[Items listed in a dataset]

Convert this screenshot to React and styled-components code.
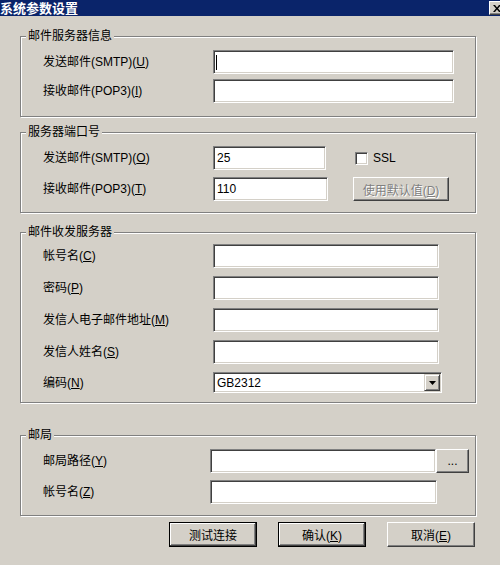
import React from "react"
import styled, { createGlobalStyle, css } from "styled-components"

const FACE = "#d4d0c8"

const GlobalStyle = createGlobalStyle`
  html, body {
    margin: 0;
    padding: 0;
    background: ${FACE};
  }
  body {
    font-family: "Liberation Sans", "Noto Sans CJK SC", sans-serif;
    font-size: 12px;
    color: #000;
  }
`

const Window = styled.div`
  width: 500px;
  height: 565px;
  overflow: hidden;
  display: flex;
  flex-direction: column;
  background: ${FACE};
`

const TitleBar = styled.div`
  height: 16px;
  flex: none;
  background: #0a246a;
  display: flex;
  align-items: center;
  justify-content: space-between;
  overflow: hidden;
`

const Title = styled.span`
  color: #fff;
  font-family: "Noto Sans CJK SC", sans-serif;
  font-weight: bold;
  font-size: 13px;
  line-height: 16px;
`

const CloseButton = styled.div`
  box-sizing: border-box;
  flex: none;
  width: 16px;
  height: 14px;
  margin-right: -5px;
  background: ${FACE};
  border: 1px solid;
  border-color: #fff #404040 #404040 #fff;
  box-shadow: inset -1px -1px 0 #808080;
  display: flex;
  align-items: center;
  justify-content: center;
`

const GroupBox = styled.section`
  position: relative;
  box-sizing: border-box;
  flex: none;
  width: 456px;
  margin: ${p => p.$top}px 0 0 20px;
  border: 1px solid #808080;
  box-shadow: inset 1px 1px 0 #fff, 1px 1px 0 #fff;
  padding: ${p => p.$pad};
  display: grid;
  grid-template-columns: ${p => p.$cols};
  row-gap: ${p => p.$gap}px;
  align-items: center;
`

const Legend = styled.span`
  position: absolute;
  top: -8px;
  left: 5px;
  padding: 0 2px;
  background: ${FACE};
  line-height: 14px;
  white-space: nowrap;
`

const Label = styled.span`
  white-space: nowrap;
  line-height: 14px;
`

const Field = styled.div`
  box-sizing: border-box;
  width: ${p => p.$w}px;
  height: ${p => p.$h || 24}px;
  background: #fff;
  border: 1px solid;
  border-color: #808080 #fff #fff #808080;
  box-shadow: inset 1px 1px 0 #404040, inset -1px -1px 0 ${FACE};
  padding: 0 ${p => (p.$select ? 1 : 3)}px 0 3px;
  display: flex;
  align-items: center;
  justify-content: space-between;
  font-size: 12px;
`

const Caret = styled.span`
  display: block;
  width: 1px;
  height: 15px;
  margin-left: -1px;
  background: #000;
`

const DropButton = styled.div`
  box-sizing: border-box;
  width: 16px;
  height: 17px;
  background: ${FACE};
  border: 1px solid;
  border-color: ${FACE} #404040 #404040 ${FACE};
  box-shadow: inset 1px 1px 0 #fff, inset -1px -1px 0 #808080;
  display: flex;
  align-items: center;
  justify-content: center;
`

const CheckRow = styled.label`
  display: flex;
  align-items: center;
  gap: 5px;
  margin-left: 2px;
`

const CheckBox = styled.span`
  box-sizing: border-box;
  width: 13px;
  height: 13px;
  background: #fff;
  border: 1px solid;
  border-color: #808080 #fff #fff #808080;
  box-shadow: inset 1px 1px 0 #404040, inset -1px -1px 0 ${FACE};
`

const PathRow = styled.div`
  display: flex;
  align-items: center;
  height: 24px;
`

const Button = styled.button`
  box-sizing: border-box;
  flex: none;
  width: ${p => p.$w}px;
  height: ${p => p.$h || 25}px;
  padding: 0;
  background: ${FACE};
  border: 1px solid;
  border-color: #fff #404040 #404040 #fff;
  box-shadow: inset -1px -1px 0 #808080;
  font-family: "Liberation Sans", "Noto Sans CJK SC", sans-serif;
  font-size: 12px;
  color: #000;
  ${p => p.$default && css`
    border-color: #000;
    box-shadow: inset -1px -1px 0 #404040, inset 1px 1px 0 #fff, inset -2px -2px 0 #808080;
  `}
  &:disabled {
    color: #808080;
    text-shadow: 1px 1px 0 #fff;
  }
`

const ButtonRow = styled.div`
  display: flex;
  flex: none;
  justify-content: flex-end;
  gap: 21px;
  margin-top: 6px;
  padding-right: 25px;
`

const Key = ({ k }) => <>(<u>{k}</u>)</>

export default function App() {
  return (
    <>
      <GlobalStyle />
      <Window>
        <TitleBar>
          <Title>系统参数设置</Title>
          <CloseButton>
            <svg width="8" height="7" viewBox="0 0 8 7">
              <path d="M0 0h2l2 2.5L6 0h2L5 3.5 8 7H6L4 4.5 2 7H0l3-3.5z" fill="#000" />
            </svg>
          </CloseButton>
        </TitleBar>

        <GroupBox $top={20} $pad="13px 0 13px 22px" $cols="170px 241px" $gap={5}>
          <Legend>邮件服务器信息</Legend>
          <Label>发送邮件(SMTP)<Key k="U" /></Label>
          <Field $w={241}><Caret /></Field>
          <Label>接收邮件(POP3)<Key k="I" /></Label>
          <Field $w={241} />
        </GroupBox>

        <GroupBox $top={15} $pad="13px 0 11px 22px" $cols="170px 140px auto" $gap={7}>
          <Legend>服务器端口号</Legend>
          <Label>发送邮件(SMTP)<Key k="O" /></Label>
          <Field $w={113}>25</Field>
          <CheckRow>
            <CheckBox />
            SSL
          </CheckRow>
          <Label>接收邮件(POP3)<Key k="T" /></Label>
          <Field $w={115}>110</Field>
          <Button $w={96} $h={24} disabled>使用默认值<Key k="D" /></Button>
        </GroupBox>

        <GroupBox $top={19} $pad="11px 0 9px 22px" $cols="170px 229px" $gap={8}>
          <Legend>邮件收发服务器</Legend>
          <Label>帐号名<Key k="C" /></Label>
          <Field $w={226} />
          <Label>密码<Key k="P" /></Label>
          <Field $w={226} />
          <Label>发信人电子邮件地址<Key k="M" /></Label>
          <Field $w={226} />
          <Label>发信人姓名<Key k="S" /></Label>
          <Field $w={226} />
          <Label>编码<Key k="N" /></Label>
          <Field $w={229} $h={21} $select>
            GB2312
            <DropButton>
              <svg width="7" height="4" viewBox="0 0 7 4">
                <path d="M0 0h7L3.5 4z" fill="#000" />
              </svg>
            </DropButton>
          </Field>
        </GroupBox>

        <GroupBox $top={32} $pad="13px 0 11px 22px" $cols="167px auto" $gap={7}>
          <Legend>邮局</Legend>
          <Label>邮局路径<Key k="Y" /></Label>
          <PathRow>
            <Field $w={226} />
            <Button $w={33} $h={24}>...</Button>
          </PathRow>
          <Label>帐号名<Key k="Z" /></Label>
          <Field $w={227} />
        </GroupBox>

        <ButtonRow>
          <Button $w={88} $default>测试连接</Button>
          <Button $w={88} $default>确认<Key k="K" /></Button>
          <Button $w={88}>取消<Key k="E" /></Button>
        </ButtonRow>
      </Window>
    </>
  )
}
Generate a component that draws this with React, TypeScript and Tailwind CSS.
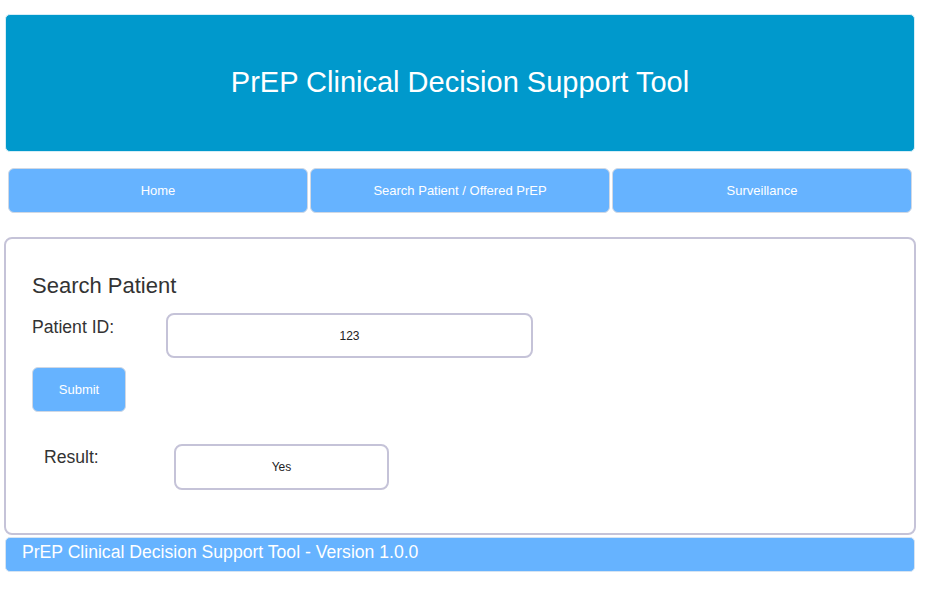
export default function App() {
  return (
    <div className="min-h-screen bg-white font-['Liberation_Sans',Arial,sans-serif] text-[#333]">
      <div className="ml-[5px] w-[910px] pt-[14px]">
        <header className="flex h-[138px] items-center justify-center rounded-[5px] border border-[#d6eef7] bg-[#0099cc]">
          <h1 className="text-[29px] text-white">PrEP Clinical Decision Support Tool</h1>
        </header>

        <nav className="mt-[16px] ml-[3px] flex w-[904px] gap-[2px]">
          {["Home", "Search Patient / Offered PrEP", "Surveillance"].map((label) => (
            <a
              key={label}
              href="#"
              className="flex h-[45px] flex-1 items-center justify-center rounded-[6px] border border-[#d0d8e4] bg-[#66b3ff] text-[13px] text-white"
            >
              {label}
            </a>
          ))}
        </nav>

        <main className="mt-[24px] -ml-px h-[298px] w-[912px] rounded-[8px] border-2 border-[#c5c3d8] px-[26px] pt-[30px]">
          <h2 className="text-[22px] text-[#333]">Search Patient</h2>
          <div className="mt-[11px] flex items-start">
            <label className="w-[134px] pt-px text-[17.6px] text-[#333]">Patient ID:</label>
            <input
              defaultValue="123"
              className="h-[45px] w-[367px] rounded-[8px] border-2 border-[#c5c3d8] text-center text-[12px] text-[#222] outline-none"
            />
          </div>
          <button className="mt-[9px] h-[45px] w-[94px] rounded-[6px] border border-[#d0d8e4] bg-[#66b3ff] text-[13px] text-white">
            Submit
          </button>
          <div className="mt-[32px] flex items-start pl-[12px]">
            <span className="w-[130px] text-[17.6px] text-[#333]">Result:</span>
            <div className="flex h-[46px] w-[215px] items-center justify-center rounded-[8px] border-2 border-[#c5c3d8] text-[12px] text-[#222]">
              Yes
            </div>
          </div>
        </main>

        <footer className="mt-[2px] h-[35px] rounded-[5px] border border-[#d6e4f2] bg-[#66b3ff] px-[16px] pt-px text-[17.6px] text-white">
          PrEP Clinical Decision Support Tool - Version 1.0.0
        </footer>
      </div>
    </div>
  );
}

◆ TASK PROMPT: Look through the entries above; copy every line holding the string "this".

◆ EXPECTED ANSWER:
Convert this screenshot to React and styled-components code.
Generate a component that draws this with React, TypeScript and Tailwind CSS.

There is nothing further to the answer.